Leaving out every picture, copy the lines of the data exactly, from the first through the line containing "let mode = $state('Dual password');".

================================

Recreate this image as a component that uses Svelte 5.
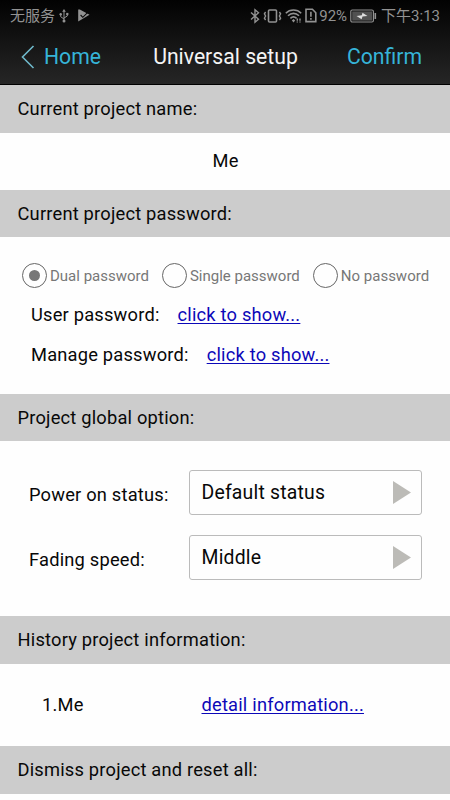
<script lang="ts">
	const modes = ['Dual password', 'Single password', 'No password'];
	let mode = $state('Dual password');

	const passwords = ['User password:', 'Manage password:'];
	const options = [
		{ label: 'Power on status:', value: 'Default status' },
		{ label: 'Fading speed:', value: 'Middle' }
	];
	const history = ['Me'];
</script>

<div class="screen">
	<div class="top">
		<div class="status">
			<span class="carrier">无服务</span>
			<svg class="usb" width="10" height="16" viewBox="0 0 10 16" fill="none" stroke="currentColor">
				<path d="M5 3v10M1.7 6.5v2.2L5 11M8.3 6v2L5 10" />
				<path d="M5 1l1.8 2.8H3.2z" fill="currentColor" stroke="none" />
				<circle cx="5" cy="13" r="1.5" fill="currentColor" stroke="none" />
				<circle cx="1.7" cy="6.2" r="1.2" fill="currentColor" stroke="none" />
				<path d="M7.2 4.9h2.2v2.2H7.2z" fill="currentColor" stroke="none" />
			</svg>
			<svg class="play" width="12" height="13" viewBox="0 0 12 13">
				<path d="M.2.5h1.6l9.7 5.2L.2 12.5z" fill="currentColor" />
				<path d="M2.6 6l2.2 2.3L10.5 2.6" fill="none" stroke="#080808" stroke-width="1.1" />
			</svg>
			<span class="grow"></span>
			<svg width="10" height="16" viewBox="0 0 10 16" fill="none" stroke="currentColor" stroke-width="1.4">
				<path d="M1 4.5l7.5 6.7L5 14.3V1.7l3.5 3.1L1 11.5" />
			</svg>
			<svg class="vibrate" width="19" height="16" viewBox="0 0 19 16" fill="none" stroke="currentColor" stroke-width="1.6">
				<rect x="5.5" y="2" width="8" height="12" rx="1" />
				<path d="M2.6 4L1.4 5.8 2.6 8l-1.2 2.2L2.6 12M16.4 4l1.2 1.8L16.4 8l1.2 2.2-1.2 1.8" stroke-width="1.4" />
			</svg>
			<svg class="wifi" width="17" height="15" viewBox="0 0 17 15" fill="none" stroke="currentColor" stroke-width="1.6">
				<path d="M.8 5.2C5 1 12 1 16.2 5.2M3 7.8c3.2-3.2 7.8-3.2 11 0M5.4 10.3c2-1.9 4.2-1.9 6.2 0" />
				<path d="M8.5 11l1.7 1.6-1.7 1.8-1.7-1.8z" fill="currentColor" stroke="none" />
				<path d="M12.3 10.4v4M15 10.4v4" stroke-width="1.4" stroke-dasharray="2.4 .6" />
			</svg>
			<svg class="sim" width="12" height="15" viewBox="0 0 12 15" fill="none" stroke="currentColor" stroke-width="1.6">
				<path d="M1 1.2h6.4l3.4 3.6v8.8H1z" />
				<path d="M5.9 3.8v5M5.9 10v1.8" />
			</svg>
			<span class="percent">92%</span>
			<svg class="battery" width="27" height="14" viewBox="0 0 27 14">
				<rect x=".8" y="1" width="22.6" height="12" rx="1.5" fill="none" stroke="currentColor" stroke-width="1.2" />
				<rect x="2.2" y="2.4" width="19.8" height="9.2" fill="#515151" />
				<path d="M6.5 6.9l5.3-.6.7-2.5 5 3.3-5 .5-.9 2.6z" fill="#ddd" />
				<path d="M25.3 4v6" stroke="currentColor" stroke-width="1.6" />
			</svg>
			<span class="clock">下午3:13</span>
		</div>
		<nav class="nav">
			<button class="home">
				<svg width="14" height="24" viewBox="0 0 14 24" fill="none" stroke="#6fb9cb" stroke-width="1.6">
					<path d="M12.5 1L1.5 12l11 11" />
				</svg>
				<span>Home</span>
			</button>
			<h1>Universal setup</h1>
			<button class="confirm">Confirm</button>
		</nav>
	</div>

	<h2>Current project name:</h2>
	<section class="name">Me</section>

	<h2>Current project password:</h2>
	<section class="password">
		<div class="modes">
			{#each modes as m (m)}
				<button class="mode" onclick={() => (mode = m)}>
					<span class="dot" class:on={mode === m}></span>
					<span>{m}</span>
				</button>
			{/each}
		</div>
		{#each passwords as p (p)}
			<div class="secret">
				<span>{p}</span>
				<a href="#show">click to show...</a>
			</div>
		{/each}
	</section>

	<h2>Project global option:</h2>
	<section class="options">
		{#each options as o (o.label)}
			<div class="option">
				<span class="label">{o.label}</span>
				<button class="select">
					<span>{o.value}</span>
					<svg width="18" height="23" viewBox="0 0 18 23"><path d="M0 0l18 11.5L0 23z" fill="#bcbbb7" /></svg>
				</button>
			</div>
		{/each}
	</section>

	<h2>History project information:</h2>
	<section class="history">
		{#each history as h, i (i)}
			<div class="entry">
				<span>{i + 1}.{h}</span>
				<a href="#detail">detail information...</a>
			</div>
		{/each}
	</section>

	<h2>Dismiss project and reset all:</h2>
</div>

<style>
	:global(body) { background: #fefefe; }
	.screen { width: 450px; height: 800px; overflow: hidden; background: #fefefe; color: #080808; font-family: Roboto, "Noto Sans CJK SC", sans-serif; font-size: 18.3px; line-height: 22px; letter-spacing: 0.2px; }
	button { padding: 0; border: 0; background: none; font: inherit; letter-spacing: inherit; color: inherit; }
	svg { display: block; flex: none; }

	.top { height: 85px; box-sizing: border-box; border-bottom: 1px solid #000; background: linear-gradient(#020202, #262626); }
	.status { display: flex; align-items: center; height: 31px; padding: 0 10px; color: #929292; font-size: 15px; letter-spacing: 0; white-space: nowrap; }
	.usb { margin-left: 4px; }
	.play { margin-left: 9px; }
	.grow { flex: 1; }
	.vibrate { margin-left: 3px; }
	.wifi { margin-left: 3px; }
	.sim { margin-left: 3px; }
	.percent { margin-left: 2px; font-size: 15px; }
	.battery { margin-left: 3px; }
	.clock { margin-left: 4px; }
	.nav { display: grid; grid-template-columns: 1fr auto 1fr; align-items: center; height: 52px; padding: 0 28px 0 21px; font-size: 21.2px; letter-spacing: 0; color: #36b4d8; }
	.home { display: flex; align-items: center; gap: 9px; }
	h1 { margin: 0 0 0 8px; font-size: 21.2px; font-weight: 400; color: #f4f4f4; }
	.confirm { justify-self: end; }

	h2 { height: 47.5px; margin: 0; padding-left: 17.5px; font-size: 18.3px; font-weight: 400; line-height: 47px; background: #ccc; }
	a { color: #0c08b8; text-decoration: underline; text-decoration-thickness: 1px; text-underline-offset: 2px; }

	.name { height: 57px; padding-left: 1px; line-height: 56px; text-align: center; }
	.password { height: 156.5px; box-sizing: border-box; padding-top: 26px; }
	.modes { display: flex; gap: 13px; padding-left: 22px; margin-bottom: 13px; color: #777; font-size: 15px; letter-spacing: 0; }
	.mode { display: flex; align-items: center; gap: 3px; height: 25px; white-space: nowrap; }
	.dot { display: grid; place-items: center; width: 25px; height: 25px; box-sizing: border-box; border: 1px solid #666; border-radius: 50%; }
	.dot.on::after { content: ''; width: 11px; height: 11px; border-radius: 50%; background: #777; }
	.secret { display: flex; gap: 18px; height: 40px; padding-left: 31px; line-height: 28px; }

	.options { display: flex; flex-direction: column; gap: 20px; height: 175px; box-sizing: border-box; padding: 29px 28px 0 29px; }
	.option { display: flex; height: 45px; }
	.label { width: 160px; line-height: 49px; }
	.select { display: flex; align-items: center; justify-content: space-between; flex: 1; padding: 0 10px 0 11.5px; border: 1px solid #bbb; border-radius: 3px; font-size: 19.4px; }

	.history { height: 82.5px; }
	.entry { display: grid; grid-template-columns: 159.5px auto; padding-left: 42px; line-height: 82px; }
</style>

================================

▶ _Correct response_:
Recreate this image as a component that uses Svelte 5.
<script lang="ts">
	const modes = ['Dual password', 'Single password', 'No password'];
	let mode = $state('Dual password');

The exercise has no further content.